The new Commission will need to pick up the baton on delivering the EU’s proposals on deforestation, photo: Thijs ter Haar via, creative commons licence

The European Union’s long-awaited Communication on Stepping up EU Action to Protect and Restore the World’s Forests brings a welcome dose of common sense in a world where satellite data showing evidence of deforestation is being questioned.

The plan sets out five priorities, with reducing the EU’s consumption footprint on land and encouraging the consumption of products from deforestation-free supply chains in the EU top of the list, and endorses a partnership approach between producer and consumer countries, business and civil society to deliver them.

Proposed actions include a multi-stakeholder dialogue with member states on deforestation, stronger standards and certification to promote deforestation-free commodities, and an investigation into the need for regulatory measures, including an assessment of the need for companies to carry out due diligence for supply chains in their sustainability strategies, creating a more level playing field.

Helen Bellfield, Trase lead at Global Canopy, commented:

The EU’s plan contains some welcome elements, including recognition of the need for due diligence requirements for companies. The latest Forest 500 assessment shows that not enough companies are taking voluntary action to address deforestation risks in their supply chains. The EU can raise the bar by requiring companies to assess the risks they face.

The new Commission will need to pick up the baton on delivering the EU’s proposals on deforestation, photo: Thijs ter Haar via, creative commons licence
The new Commission will need to pick up the baton on delivering the EU’s proposals on deforestation, photo: Thijs ter Haar via, creative commons licence

An Observatory to increase transparency

The Communication recognises that better information is key to addressing deforestation in agricultural supply chains, setting a priority to support the availability of, quality of, and access to information on forests and commodity supply chains.

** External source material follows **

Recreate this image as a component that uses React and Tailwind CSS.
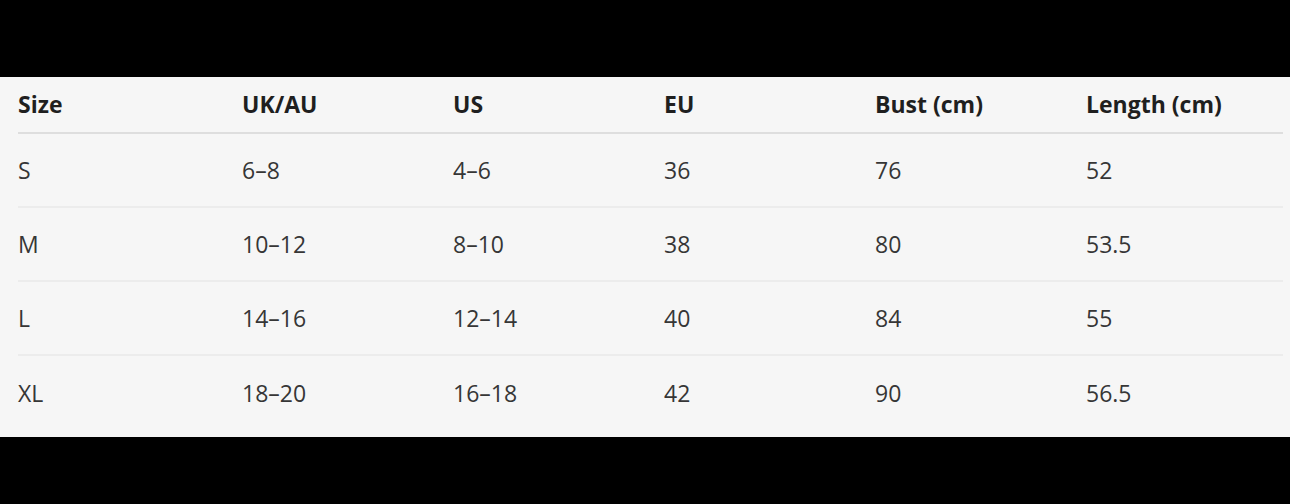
import React from "react";

const headers = ["Size", "UK/AU", "US", "EU", "Bust (cm)", "Length (cm)"];
const rows = [
  ["S", "6–8", "4–6", "36", "76", "52"],
  ["M", "10–12", "8–10", "38", "80", "53.5"],
  ["L", "14–16", "12–14", "40", "84", "55"],
  ["XL", "18–20", "16–18", "42", "90", "56.5"],
];

const cols = "grid grid-cols-[224px_211px_211px_211px_211px_197px]";

export default function App() {
  return (
    <div className="w-[1290px] h-[504px] bg-black flex flex-col" style={{ fontFamily: '"Open Sans", "Noto Sans", sans-serif' }}>
      <div className="h-[77px] shrink-0" />
      <div className="h-[360px] bg-[#f6f6f6] pl-[18px] pr-[7px] text-[23px] leading-none">
        <div className={`${cols} h-[57px] items-center border-b-2 border-[#dedede] font-bold text-[#1f1f1f] pb-[1px]`}>
          {headers.map((h) => (
            <div key={h}>{h}</div>
          ))}
        </div>
        {rows.map((r, i) => (
          <div
            key={i}
            className={`${cols} h-[74px] items-center text-[#363636] pt-[1px] ${i < rows.length - 1 ? "border-b-2 border-[#ececec]" : ""}`}
          >
            {r.map((c, j) => (
              <div key={j}>{c}</div>
            ))}
          </div>
        ))}
      </div>
    </div>
  );
}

It highlights the need for better monitoring of trade flows down to national, regional and local levels, providing greater transparency for companies purchasing agricultural commodities, and highlights the role of Trase as one of the platforms currently seeking to do this.

This priority is important given the current problems with accessing data on agricultural supply chains entering Europe. In our joint submission to the EU’s consultation, Global Canopy and SEI highlighted how the EU is currently less transparent than many countries outside of Europe in terms of access to detailed information on exports and imports, including the US, China, and Brazil.

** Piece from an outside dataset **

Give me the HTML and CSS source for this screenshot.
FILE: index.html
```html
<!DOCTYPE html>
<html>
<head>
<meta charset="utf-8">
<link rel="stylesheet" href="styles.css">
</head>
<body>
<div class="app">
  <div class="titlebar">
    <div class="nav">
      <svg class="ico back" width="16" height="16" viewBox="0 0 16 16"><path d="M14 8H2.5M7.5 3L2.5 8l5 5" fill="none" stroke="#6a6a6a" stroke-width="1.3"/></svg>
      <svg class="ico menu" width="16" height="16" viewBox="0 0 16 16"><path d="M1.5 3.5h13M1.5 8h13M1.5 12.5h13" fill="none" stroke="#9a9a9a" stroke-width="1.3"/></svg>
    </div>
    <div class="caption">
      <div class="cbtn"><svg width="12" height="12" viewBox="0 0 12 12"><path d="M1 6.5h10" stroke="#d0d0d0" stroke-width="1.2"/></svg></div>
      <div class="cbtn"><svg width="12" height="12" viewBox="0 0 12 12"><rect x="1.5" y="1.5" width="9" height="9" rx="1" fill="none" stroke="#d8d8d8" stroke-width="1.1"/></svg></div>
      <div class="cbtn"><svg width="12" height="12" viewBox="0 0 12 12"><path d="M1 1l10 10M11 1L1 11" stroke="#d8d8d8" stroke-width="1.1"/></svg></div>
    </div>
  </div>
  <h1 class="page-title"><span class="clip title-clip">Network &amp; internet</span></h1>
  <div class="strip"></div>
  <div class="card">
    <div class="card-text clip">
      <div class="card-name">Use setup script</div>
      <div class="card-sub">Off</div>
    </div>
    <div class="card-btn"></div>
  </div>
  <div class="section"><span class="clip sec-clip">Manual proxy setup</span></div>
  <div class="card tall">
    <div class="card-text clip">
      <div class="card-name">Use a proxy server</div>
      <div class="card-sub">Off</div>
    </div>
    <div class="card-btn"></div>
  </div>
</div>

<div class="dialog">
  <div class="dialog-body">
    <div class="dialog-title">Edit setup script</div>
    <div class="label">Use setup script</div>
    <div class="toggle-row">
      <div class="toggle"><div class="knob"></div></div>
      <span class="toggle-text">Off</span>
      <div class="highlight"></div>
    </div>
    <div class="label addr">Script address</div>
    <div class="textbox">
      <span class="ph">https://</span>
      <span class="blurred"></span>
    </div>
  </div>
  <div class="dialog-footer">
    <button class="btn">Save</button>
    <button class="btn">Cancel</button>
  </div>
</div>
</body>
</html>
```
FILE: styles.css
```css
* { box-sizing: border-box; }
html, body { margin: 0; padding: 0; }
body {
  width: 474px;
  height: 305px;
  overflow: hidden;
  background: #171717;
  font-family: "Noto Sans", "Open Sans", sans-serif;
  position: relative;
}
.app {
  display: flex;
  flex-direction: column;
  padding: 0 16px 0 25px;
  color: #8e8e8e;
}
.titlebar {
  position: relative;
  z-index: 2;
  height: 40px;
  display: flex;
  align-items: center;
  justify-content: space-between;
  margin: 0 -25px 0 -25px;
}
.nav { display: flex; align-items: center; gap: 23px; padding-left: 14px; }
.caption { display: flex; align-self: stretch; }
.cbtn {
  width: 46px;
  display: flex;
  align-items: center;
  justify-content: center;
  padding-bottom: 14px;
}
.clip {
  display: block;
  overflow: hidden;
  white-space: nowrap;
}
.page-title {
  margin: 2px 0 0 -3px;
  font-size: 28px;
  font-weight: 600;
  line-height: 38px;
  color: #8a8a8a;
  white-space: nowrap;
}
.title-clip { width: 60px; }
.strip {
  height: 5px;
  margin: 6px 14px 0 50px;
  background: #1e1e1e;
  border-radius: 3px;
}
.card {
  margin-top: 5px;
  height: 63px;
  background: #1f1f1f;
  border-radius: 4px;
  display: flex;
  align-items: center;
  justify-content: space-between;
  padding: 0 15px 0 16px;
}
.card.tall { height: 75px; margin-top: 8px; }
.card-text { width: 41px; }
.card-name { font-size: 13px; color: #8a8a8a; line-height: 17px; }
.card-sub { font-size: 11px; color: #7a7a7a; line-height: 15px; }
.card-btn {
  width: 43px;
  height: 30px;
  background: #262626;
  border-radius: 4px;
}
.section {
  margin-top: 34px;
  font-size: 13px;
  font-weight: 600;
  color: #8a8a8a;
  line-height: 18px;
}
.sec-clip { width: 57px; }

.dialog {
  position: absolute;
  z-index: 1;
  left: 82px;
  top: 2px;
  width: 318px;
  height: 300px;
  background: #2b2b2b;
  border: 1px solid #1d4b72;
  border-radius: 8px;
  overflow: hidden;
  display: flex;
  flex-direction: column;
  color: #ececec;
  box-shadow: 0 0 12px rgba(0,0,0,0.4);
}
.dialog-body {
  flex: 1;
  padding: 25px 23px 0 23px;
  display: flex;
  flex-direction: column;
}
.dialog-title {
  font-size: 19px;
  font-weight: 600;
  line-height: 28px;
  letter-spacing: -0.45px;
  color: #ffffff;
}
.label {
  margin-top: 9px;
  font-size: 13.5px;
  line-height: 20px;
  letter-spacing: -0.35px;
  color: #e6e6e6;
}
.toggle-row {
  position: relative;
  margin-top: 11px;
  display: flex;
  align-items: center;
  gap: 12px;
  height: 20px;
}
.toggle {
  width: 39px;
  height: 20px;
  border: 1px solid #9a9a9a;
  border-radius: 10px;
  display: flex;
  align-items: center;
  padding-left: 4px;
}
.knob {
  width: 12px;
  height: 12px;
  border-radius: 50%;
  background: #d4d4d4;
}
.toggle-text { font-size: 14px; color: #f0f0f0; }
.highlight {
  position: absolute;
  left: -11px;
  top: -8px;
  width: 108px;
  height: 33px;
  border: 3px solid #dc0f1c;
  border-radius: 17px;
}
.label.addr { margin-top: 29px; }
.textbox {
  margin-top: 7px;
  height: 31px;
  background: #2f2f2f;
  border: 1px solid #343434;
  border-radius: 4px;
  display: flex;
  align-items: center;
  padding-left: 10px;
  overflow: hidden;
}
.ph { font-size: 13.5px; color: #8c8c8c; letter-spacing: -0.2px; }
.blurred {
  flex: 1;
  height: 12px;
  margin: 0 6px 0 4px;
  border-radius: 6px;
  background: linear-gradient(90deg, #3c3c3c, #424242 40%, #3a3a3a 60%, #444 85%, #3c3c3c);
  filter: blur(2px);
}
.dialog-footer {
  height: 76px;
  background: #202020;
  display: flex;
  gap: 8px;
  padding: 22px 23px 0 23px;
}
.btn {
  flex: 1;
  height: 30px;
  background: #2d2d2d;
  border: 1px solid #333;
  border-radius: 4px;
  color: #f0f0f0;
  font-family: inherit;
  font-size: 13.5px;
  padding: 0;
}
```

While the Communication does not make any commitments on increasing access to data at the EU level, it does propose a new EU Observatory on Deforestation, Forest Degradation, Changes in Forest Cover and Associated Drivers.

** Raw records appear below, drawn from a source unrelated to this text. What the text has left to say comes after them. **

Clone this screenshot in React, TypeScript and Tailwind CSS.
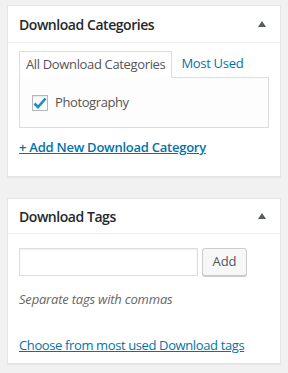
import React from "react";

function Triangle() {
  return (
    <svg width="8" height="6" viewBox="0 0 8 6" className="block">
      <path d="M4 0 L8 6 L0 6 Z" fill="#555d66" />
    </svg>
  );
}

export default function App() {
  return (
    <div
      className="w-[288px] h-[373px] bg-[#f1f1f1] pt-[5px] px-[7px] text-[13px] text-[#444]"
      style={{ fontFamily: '"Open Sans", "Noto Sans", sans-serif' }}
    >
      <div className="bg-white border border-[#e5e5e5] shadow-[0_1px_1px_rgba(0,0,0,0.04)] h-[172px]">
        <div className="h-[37px] flex items-center justify-between pl-[11px] pr-[14px] border-b border-[#eee]">
          <span className="text-[14px] font-semibold text-[#23282d] tracking-[-0.45px]">Download Categories</span>
          <Triangle />
        </div>
        <div className="px-[11px] pt-[8px]">
          <div className="flex items-end">
            <div className="h-[27px] px-[6px] border border-[#ddd] border-b-0 bg-white relative z-10 -mb-px flex items-center text-[#555] tracking-[-0.35px]">
              All Download Categories
            </div>
            <div className="h-[26px] px-[9px] flex items-center text-[#0073aa] tracking-[-0.3px]">Most Used</div>
          </div>
          <div className="h-[51px] border border-[#ddd] bg-[#fdfdfd] flex items-center pl-[12px]">
            <span className="w-[16px] h-[16px] border border-[#b4b9be] bg-white shadow-[inset_0_1px_2px_rgba(0,0,0,0.1)] flex items-center justify-center">
              <svg width="14" height="12" viewBox="0 0 14 12">
                <path d="M1.5 6.5 L5 10 L12.5 1.5" stroke="#1e8cbe" strokeWidth="2.6" fill="none" />
              </svg>
            </span>
            <span className="ml-[7px] text-[#555] tracking-[-0.4px]">Photography</span>
          </div>
          <div className="mt-[10px] text-[#0073aa] underline font-semibold tracking-[-0.25px]">+ Add New Download Category</div>
        </div>
      </div>

      <div className="mt-[21px] bg-white border border-[#e5e5e5] shadow-[0_1px_1px_rgba(0,0,0,0.04)] h-[166px]">
        <div className="h-[35px] flex items-center justify-between pl-[11px] pr-[14px] border-b border-[#eee]">
          <span className="text-[14px] font-semibold text-[#23282d] tracking-[-0.45px]">Download Tags</span>
          <Triangle />
        </div>
        <div className="px-[11px] pt-[14px]">
          <div className="flex items-center gap-[4px]">
            <div className="w-[179px] h-[28px] border border-[#ddd] bg-white shadow-[inset_0_1px_2px_rgba(0,0,0,0.07)]" />
            <div className="w-[45px] h-[28px] border border-[#ccc] bg-[#f7f7f7] rounded-[3px] shadow-[0_1px_0_#ccc] flex items-center justify-center text-[#555]">
              Add
            </div>
          </div>
          <div className="mt-[14px] italic text-[#666] tracking-[-0.2px]">Separate tags with commas</div>
          <div className="mt-[26px] text-[#0073aa] underline tracking-[-0.38px]">Choose from most used Download tags</div>
        </div>
      </div>
    </div>
  );
}
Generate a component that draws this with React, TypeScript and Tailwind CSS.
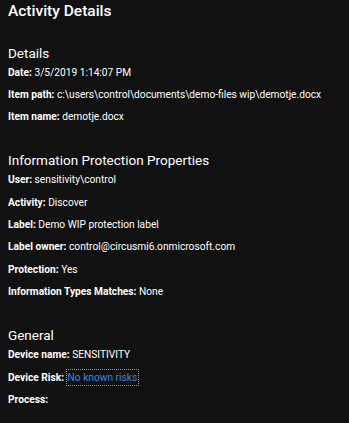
const sections = [
  {
    title: 'Details',
    rows: [
      { label: 'Date:', value: '3/5/2019 1:14:07 PM' },
      { label: 'Item path:', value: 'c:\\users\\control\\documents\\demo-files wip\\demotje.docx' },
      { label: 'Item name:', value: 'demotje.docx' },
    ],
  },
  {
    title: 'Information Protection Properties',
    rows: [
      { label: 'User:', value: 'sensitivity\\control' },
      { label: 'Activity:', value: 'Discover' },
      { label: 'Label:', value: 'Demo WIP protection label' },
      { label: 'Label owner:', value: 'control@circusmi6.onmicrosoft.com' },
      { label: 'Protection:', value: 'Yes' },
      { label: 'Information Types Matches:', value: 'None' },
    ],
  },
  {
    title: 'General',
    rows: [
      { label: 'Device name:', value: 'SENSITIVITY' },
      { label: 'Device Risk:', value: 'No known risks', link: true },
      { label: 'Process:', value: '' },
    ],
  },
];

export default function App() {
  return (
    <div className="h-[423px] w-[349px] overflow-hidden bg-[#111111] pl-2 text-white font-['Roboto',sans-serif]">
      <h1 className="pt-[1px] text-[15.5px] leading-[20px] font-medium">Activity Details</h1>
      {sections.map((s) => (
        <section key={s.title} className="mt-[22.5px]">
          <h2 className="text-[13.5px] leading-[18px] font-normal">{s.title}</h2>
          <div className="text-[10.2px]">
            {s.rows.map((r) => (
              <div key={r.label} className="leading-[22.4px] whitespace-nowrap">
                <span className="font-bold">{r.label}</span>{' '}
                {r.link ? (
                  <span className="px-px py-[2px] text-[#3a86e0] outline-1 outline-dotted outline-[#9a9a9a]">{r.value}</span>
                ) : (
                  r.value
                )}
              </div>
            ))}
          </div>
        </section>
      ))}
    </div>
  );
}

Dr Chris West, Senior Trase Research Associate, based at SEI-York said:

Stronger EU leadership to increase transparency would be very welcome. Manufacturers and retailers sourcing agricultural commodities can only tackle deforestation linked to their supply chains if they have an understanding of how they are connected to deforestation frontiers. This means not only highlighting where deforestation is taking place, but increasing transparency on the often complex supply chains that are used to bring forest-risk commodities into Europe.

A plan for the future?

There is, of course, one major drawback in the EU’s action plan — as it says, the mandate of the current Commission is drawing to a close, and so the priorities highlighted will not serve as a definitive blueprint for the incoming Commission which begins work in the autumn.

But it says: “the challenges we face are urgent enough to merit a serious analysis of the problems, a discussion on how to tackle them, the identification of a number of proposals that can be put forward immediately, and the preparation of regulatory and financial responses, which are for the incoming Commission’s political leadership to decide upon.”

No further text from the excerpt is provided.